The mud banks are fully exposed and topped by a crew cut of short brown spartina. Winter has taken away most of the remnants of the longer spartina grass, the variety that grows where it gets inundated with every tide. Both spartinas are interesting plants, adapted specifically for the salt marsh, and in that environment no other plant comes close to being as hardy. While it will grow in fresh water, there its strengths aren't put to use and other plants outcompete it with ease. Today, those mud banks below the grass are still. In warmer weather they crawl with thousands of fiddler crabs.
The low tide gives me a chance to look for the "man made". Forgotten dikes, fords and road beds show in low water, crude piles of rocks where there should be only mud. It is too bad that detailed maps were not made when these features were in use.
Buffleheads give way to buffleheads and common mergansers, which yield to the hooded mergansers, which in turn part for the Canada geese and black ducks, until I get to the woods and the common mergansers return.
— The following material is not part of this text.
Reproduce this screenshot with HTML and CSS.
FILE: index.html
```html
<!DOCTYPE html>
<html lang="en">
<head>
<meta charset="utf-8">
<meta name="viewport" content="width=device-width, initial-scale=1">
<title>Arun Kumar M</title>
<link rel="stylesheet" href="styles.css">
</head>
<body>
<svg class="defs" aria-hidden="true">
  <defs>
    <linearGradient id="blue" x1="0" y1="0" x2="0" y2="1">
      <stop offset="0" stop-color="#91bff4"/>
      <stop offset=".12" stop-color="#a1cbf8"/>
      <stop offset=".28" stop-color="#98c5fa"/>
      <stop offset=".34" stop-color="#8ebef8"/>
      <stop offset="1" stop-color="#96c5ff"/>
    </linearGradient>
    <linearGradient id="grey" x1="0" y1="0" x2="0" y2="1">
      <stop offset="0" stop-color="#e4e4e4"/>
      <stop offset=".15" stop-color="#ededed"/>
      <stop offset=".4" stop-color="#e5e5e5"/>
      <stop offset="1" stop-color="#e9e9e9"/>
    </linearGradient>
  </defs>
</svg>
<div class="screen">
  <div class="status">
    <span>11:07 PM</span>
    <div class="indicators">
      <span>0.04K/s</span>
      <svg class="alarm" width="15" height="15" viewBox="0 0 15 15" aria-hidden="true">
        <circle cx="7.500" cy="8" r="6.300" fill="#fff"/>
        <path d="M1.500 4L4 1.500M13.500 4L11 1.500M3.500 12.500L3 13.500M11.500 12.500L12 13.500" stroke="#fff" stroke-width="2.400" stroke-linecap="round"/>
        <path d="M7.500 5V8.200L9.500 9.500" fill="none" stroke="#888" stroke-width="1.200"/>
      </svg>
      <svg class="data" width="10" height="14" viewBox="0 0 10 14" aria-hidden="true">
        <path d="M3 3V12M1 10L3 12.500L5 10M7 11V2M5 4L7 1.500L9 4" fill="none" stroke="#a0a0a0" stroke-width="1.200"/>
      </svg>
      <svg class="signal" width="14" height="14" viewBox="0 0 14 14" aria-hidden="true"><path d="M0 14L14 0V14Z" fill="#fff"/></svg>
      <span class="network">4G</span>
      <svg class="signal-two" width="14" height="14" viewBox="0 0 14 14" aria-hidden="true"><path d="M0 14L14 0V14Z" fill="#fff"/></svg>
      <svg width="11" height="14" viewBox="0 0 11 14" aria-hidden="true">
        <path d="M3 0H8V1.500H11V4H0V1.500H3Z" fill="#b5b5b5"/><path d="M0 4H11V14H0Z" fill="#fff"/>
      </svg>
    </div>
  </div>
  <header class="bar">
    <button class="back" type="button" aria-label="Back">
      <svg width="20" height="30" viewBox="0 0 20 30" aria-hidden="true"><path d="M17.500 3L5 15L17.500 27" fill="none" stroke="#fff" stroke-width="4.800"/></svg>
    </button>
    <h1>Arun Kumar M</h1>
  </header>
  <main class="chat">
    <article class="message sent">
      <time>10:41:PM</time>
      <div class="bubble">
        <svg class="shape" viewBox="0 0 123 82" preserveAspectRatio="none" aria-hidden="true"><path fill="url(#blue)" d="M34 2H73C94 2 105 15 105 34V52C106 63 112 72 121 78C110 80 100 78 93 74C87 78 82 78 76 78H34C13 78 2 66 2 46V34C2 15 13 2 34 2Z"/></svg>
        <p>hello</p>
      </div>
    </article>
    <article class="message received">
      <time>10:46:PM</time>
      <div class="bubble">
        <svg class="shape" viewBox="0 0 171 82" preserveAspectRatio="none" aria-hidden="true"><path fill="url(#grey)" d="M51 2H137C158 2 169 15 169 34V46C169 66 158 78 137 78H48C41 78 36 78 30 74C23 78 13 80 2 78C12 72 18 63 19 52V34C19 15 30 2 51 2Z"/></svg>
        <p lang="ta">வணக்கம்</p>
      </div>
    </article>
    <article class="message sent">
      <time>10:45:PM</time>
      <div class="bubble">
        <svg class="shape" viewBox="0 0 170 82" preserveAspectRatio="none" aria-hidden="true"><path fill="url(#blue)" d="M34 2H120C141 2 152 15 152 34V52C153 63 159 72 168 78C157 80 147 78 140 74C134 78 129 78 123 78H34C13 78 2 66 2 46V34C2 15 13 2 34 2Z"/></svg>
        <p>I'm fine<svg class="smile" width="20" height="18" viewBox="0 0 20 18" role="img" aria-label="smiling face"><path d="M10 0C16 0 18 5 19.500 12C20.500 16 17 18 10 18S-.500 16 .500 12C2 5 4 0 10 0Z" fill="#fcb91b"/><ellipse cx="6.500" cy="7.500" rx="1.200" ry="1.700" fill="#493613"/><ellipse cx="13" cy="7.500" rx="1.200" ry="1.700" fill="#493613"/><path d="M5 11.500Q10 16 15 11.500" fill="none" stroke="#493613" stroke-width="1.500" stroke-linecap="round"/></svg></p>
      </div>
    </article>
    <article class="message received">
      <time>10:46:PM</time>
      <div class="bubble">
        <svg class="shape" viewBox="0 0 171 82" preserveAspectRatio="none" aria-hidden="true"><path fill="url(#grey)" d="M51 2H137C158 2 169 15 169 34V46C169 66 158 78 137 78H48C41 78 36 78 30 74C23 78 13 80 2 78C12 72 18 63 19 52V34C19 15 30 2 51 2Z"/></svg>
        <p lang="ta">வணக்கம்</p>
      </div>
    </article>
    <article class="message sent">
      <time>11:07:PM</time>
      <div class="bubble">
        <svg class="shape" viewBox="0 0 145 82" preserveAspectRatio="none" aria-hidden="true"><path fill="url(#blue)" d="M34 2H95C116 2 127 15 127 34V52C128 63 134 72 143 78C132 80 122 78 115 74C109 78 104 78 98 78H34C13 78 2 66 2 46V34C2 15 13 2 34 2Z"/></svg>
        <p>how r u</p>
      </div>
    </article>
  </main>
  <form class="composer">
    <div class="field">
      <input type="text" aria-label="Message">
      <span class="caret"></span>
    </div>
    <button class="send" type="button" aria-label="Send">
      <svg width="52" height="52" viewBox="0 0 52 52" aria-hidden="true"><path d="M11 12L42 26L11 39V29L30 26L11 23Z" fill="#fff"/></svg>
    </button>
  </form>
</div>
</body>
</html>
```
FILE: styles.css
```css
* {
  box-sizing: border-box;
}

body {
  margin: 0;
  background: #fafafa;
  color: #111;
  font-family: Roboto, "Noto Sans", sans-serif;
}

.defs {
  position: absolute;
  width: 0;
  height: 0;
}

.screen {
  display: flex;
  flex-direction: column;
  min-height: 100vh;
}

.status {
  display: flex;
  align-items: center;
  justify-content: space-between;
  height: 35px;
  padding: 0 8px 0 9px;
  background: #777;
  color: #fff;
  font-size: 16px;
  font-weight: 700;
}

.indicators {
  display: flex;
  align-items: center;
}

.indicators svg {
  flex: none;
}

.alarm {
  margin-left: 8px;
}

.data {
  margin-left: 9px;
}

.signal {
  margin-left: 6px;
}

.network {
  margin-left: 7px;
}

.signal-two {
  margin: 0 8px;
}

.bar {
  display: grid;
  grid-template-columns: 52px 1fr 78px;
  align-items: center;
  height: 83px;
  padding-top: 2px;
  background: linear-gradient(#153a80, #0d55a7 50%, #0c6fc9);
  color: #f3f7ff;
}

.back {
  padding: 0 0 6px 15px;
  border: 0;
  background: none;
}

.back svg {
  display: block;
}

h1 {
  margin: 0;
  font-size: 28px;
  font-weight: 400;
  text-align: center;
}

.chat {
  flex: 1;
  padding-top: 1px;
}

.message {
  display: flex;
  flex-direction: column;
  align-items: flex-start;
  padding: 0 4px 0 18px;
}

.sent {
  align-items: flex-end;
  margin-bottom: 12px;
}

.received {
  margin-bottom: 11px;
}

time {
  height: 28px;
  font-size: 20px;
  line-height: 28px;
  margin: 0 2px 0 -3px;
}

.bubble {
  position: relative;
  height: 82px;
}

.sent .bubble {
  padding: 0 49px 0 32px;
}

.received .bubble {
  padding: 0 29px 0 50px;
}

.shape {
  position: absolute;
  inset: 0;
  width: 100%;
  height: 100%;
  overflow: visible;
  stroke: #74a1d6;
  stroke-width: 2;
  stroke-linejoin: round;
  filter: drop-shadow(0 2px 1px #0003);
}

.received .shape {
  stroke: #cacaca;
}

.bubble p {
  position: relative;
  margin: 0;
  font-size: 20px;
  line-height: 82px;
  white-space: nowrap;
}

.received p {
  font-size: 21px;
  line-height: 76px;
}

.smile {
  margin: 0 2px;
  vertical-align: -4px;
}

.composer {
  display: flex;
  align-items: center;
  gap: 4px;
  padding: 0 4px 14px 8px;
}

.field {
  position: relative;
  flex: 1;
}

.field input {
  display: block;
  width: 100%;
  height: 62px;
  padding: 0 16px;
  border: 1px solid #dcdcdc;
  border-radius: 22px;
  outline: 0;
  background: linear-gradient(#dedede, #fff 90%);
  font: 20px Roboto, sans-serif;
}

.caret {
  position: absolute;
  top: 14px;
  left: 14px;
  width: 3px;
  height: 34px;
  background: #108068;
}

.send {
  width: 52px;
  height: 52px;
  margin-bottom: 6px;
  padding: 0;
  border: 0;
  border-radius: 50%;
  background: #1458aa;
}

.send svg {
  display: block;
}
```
So goes the journey upstream on the East River.
|male common merganser|
A flock of crows make a racket in the trees to the west. The repeated cry of a hawk shows its disapproval.
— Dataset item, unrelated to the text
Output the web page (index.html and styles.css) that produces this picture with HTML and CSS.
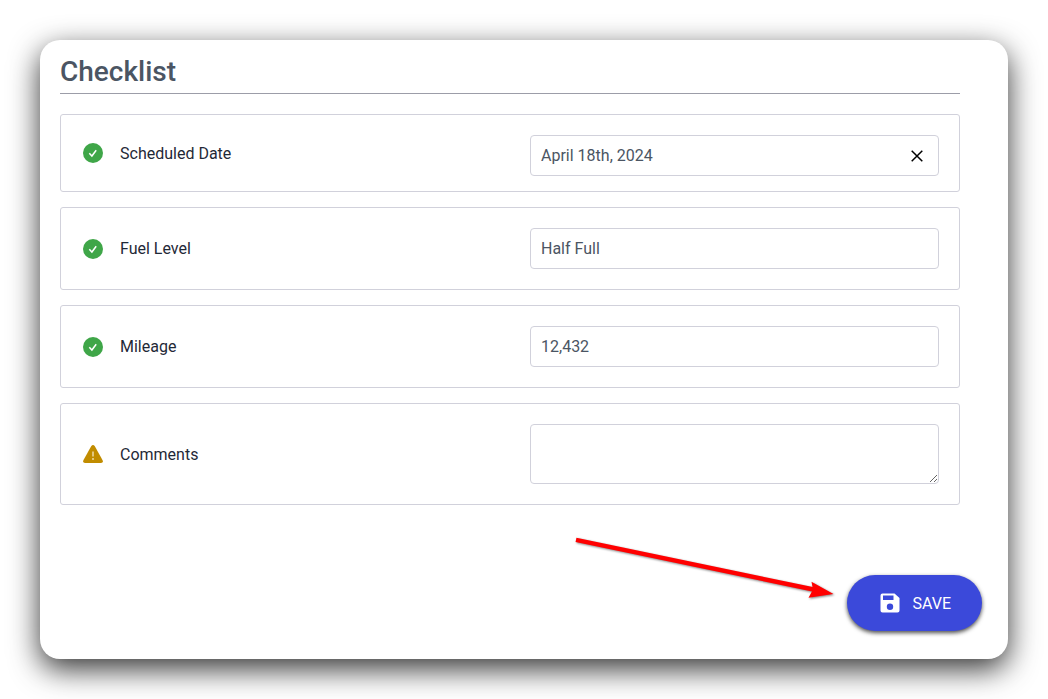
FILE: index.html
```
<!DOCTYPE html>
<html lang="en">

<head>
	<meta charset="UTF-8">
	<meta name="viewport" content="width=device-width, initial-scale=1">
	<title>Checklist</title>
	<link rel="stylesheet" href="styles.css">
</head>

<body>
	<form class="card">
		<div class="checklist">
			<h1>Checklist</h1>
			<div class="row row-date">
				<div class="name">
					<svg class="icon" viewBox="0 0 20 20" aria-hidden="true">
						<circle cx="10" cy="10" r="10" fill="#3fa648" />
						<path d="M6.3 10.300l2.600 2.700 4.300-5.800" fill="none" stroke="#fff" stroke-width="1.500" />
					</svg>
					<label for="date">Scheduled Date</label>
				</div>
				<div class="field">
					<input type="text" id="date" value="April 18th, 2024">
					<button type="button" class="clear" aria-label="Clear date">
						<svg viewBox="0 0 12 12" aria-hidden="true">
							<path d="M.7 .7l10.6 10.6M11.3 .7L.7 11.3" stroke="#000" stroke-width="1.5" />
						</svg>
					</button>
				</div>
			</div>
			<div class="row">
				<div class="name">
					<svg class="icon" viewBox="0 0 20 20" aria-hidden="true">
						<circle cx="10" cy="10" r="10" fill="#3fa648" />
						<path d="M6.3 10.300l2.600 2.700 4.300-5.800" fill="none" stroke="#fff" stroke-width="1.500" />
					</svg>
					<label for="fuel">Fuel Level</label>
				</div>
				<div class="field">
					<input type="text" id="fuel" value="Half Full">
				</div>
			</div>
			<div class="row">
				<div class="name">
					<svg class="icon" viewBox="0 0 20 20" aria-hidden="true">
						<circle cx="10" cy="10" r="10" fill="#3fa648" />
						<path d="M6.3 10.300l2.600 2.700 4.300-5.800" fill="none" stroke="#fff" stroke-width="1.500" />
					</svg>
					<label for="mileage">Mileage</label>
				</div>
				<div class="field">
					<input type="text" id="mileage" value="12,432">
				</div>
			</div>
			<div class="row">
				<div class="name">
					<svg class="icon" viewBox="0 0 20 20" aria-hidden="true">
						<path d="M8.3 2Q10-.1 11.7 2L19.6 16.300Q20.600 19 18 19H2Q-.6 19 .4 16.300Z" fill="#c18c00" />
						<path d="M10 7.500v5M10 14v2" stroke="#f3e6c4" stroke-width="1.300" />
					</svg>
					<label for="comments">Comments</label>
				</div>
				<div class="field">
					<textarea id="comments"></textarea>
				</div>
			</div>
		</div>
		<div class="footer">
			<svg class="arrow" viewBox="0 0 260 64" aria-hidden="true">
				<path d="M2 3.800L242 54" stroke="#f00" stroke-width="4.400" />
				<path d="M259.500 58L234.500 61.700 239 53.500 237.500 45.700Z" fill="#f00" />
			</svg>
			<button type="submit" class="save">
				<svg viewBox="0 0 20 20" aria-hidden="true">
					<path fill-rule="evenodd" d="M2 0.500H14.500L19.500 5V17.500Q19.500 19.500 17.500 19.500H2.500Q.5 19.500 .5 17.500V2.500Q.5 .5 2.500 .5ZM3 2.500V7H13.500V2.500ZM10 10.500A3.200 3.200 0 1 0 10 16.900A3.200 3.200 0 1 0 10 10.500Z" fill="#fff" />
				</svg>
				SAVE
			</button>
		</div>
	</form>
</body>

</html>
```
FILE: styles.css
```
* {
	box-sizing: border-box;
}

body {
	margin: 0;
	padding: 40px;
	background: #fff;
	color: #1f2937;
	font: 16px/25px Roboto, sans-serif;
}

input,
textarea,
button {
	font: inherit;
}

.card {
	padding: 10px 26px 28px 20px;
	background: #fff;
	border-radius: 20px;
	box-shadow: 0 10px 30px rgba(0, 0, 0, 0.8);
}

.checklist {
	display: flex;
	flex-direction: column;
	gap: 15px;
	margin-right: 22px;
}

h1 {
	margin: 0 0 5px;
	border-bottom: 1px solid #9c9da8;
	color: #4b5563;
	font-size: 28px;
	font-weight: 500;
	line-height: 43px;
}

.row {
	display: grid;
	grid-template-columns: 1fr 1fr;
	align-items: center;
	border: 1px solid #d1d1db;
	border-radius: 3px;
}

.name {
	display: flex;
	align-items: center;
	gap: 17px;
	padding-left: 22px;
}

.icon {
	width: 20px;
	height: 20px;
}

.field {
	display: flex;
	position: relative;
	margin: 20px;
}

.row-date .field {
	margin-bottom: 15px;
}

.field input,
.field textarea {
	width: 100%;
	height: 41px;
	padding: 7px 10px;
	border: 1px solid #d1d1db;
	border-radius: 4px;
	background: #fff;
	color: #4b5563;
}

.field textarea {
	height: 60px;
	resize: vertical;
}

/* sits over the right end of the date box */
.clear {
	position: absolute;
	top: 0;
	right: 6px;
	width: 32px;
	height: 41px;
	padding: 0;
	border: 0;
	background: none;
	cursor: pointer;
}

.clear svg {
	display: block;
	width: 12px;
	height: 12px;
	margin: 0 auto;
}

.footer {
	display: flex;
	position: relative;
	justify-content: flex-end;
	padding-top: 70px;
}

.arrow {
	position: absolute;
	top: 31px;
	right: 148px;
	width: 260px;
	height: 64px;
	filter: drop-shadow(1px 1px 1px rgba(0, 0, 0, 0.5));
	pointer-events: none;
}

.save {
	display: flex;
	align-items: center;
	gap: 12px;
	height: 56px;
	padding: 0 31px 0 33px;
	border: 0;
	border-radius: 28px;
	background: #3b49da;
	box-shadow: 0 2px 4px rgba(0, 0, 0, 0.7);
	color: #fff;
	cursor: pointer;
}

.save svg {
	width: 20px;
	height: 20px;
}
```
|the inlet leading to the blown out sawmill dam|
I run out of water before seeing the Foote Bridge, perhaps a third of a mile or so short of that place. Here, the river is just a few inches deep and clean and clear. I scan the bottom for specimens. People have always thrown their trash in low spots, and eventually some of that finds it way to running water. I find a leather shoe insole, a multifaceted glass quart bottle, a shotgun shell, and a fragment of a porcelain dish.